This story is about the education of some inner city kids. If you think it means a familiar tale of drugs, guns and failure, you'll be surprised.
As Correspondent Morley Safer first reported back in 1992, there is a school that offers an alternative, an academic oasis in rural Mississippi that is the polar opposite of what so many inner-city public schools have become. It offers education and something else.
At the Piney Woods Country Life School, an all-black boarding school in rural Mississippi, most of the pupils are from poor, single-parent homes. Many come from the toughest neighborhoods in the country.
"Around my neighborhood, it's gunshots, and that's all you hear.
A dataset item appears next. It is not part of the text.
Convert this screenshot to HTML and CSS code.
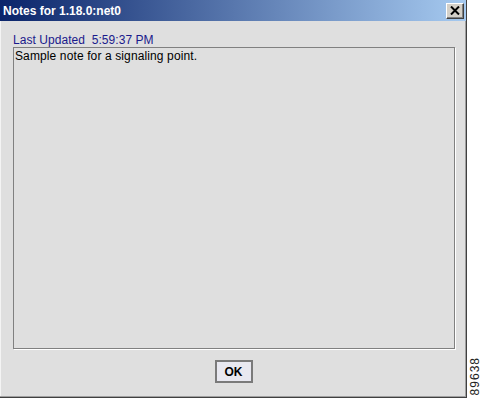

I'm totally aware as soon as I get off that plane, I know, 'Yeah, this is New York. I'm home,'" says Quiahmah, who's from Brooklyn, N.Y. "It was rough. But here it's quiet, nice, settled. You know, you don't have to think about, 'Oh, gee, I'm going to school today, I hope I don't get shot.'"
Piney Woods is about as no-nonsense as education gets in this country. The school was started at the turn of the century by a black educator to provide basic education for the children of field hands. To get into Piney Woods, a student must have a C average. Almost 90 percent of them are on some kind of scholarship. No one is turned away because of money; the school raises it from charitable foundations, corporations and from individuals. The school president is Dr. Charles Beady, who took the basics, upgraded them and toughened them.
The ethic is the work ethic; the discipline, boot camp. Drugs and guns are absent. The kids, 300 boarders, are present and accounted for. These are kids whom the sociologists describe as "at risk," meaning they are likely to drop out and get pregnant.
"The programs that we put together are intended to say to the young person that you can be successful, you're just as bright as anybody else," says Beady. "That your primary purpose for being here is to get yourself a good education. And our primary purpose for being here is to make sure that happens."
And it does happen. Standards are high; grades are monitored weekly. More than 90 percent of Piney Woods graduates go on to college, to small state schools, to the Ivy League. Everybody at Piney Woods must work at least 10 hours a week in a variety of jobs on the campus. The discipline is all about enabling these kids to take control of their lives. There are rules for everything. There's a dress code, a makeup code, a hair code.
"We have a book of rules. How to become a Piney Woods student, and how to become an ex-Piney Woods student. Pregnancy and impregnation is one of them," says Beady.
"But you threw a girl out, a girl who became pregnant, just four weeks before graduation," says Safer.
"I didn't throw anybody out," says Beady. "If she had abided by the rules and regulations, she'd still be a Piney Woods student."
"That seems tough," says Safer. "I mean, why not let her graduate and at least get the benefit of having been here?"
"My philosophy has always been the greatest good for the greatest number, and I agonize often over the fact that some of our young people have to leave," says Beady. "But I can't afford to let one person stop the forward progress of the Piney Woods Country Life School and what we're all about."
It's easy for a visitor to this idyllic campus to forget the realities of the lives of so many of these children, the ones who have to steel themselves when it's time to go home.